§ Records shown:
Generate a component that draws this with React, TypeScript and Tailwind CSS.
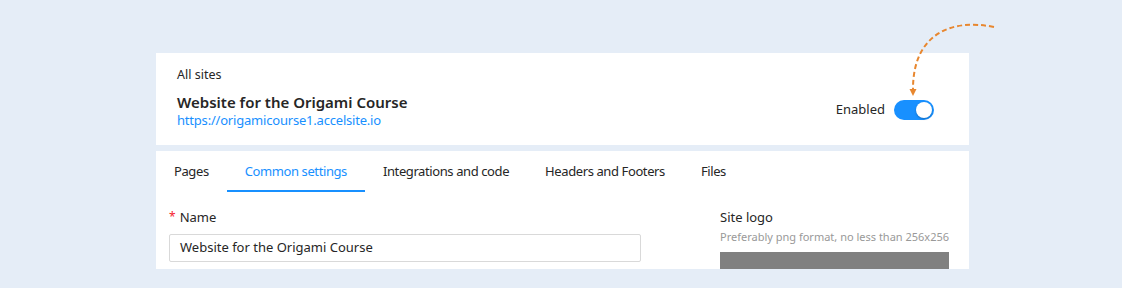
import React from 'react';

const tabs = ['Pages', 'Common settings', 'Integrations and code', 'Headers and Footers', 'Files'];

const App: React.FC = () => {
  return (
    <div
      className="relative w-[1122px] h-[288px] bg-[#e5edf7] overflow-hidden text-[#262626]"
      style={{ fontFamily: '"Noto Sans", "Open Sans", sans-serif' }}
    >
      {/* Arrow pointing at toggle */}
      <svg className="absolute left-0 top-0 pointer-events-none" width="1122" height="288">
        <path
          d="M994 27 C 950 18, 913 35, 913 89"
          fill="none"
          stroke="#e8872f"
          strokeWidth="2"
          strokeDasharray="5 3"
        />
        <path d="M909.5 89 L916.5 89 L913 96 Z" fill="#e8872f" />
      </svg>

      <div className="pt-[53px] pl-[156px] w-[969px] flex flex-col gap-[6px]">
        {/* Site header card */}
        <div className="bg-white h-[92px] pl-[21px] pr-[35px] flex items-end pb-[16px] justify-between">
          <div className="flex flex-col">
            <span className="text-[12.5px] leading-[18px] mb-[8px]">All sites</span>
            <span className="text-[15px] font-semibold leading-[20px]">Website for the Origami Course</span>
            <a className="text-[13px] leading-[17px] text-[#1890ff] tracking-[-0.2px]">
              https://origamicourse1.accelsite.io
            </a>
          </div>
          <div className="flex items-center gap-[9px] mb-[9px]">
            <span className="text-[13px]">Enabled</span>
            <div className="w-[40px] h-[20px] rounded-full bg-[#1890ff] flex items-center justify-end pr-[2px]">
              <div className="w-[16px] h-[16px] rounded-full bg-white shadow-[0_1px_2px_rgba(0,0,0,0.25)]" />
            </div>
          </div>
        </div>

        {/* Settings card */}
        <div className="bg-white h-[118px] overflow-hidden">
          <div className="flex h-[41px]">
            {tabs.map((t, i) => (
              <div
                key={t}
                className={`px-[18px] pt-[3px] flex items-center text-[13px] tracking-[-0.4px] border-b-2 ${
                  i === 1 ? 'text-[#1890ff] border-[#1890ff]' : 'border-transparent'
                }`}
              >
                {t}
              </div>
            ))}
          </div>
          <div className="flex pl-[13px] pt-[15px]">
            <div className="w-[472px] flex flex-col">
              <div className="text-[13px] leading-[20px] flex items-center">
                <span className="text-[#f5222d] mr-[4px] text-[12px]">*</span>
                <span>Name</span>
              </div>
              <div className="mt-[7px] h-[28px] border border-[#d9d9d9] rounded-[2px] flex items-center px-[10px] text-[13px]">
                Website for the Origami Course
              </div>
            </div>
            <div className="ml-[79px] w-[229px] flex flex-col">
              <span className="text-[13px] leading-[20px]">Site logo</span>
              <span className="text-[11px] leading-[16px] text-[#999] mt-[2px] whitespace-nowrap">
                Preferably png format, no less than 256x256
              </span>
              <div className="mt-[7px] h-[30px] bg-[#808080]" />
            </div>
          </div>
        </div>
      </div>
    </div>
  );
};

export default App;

--

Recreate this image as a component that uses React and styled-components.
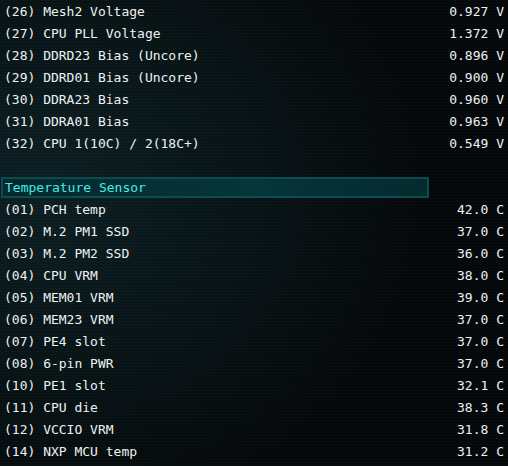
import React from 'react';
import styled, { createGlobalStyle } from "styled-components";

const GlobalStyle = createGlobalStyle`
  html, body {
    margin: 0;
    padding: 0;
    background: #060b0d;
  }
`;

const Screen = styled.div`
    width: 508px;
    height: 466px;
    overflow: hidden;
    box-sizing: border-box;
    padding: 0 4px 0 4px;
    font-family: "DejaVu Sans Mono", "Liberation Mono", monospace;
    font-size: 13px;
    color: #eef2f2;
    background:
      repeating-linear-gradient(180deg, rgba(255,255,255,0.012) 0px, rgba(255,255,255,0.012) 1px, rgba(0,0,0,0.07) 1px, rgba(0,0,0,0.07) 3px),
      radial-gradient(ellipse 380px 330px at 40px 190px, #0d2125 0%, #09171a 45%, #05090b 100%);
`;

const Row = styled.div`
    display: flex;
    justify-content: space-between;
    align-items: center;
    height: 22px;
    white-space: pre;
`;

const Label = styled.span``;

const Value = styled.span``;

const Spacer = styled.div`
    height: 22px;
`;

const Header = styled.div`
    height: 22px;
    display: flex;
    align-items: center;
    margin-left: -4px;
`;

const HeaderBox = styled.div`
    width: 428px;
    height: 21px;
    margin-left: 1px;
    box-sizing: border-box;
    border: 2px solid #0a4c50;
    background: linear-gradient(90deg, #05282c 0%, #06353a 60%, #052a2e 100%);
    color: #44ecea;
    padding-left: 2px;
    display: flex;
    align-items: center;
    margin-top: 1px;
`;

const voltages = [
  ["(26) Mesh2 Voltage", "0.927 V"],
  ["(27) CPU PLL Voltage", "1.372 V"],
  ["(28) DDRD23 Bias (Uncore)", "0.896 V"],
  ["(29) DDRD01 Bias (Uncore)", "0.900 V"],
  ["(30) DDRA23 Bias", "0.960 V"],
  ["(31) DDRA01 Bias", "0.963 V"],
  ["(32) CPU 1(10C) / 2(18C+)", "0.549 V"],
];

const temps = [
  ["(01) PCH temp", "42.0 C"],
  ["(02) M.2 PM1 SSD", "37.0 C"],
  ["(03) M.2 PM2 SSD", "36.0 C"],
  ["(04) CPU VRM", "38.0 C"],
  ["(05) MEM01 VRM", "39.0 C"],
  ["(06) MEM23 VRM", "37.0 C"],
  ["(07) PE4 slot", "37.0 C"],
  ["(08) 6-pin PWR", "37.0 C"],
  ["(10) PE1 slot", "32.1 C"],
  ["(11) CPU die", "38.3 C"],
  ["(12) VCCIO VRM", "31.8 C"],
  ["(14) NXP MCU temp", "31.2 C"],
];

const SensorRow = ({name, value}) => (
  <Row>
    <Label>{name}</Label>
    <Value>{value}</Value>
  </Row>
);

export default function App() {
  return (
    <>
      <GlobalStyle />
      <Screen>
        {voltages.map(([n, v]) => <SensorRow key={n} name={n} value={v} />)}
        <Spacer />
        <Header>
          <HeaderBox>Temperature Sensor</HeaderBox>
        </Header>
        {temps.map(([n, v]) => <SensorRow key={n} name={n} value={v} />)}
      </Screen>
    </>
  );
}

--

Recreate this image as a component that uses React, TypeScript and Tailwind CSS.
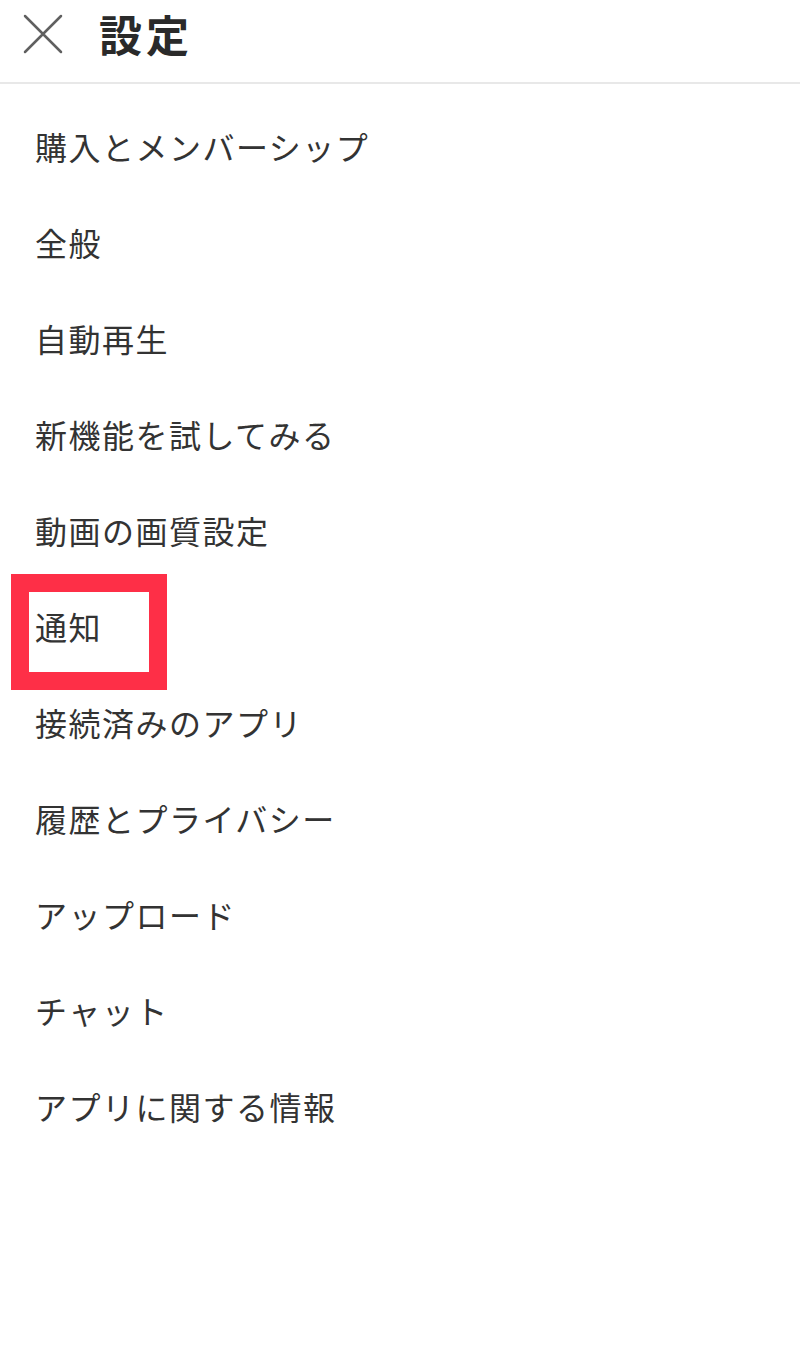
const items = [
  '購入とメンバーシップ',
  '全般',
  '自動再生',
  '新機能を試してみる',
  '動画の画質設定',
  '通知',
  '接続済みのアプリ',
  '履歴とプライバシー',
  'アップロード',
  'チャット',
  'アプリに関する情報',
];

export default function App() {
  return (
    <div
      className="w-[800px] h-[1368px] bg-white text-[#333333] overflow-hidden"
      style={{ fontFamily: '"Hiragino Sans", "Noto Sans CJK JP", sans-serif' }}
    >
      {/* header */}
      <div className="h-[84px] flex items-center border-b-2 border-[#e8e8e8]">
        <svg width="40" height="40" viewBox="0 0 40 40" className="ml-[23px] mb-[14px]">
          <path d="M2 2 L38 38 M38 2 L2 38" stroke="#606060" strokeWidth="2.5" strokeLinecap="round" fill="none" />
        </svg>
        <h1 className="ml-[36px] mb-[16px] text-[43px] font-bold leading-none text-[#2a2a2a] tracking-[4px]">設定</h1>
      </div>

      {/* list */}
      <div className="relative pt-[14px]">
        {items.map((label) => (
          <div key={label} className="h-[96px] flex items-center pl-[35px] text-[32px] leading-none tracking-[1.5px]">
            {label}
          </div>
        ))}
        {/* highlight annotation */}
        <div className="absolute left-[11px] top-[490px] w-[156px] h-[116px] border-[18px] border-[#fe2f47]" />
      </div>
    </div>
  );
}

§ What you have to do:
Reproduce each line of the entries in which the word "React" is found.

§ Final result:
Generate a component that draws this with React, TypeScript and Tailwind CSS.
import React from 'react';
const App: React.FC = () => {
Recreate this image as a component that uses React and styled-components.
import React from 'react';
Recreate this image as a component that uses React, TypeScript and Tailwind CSS.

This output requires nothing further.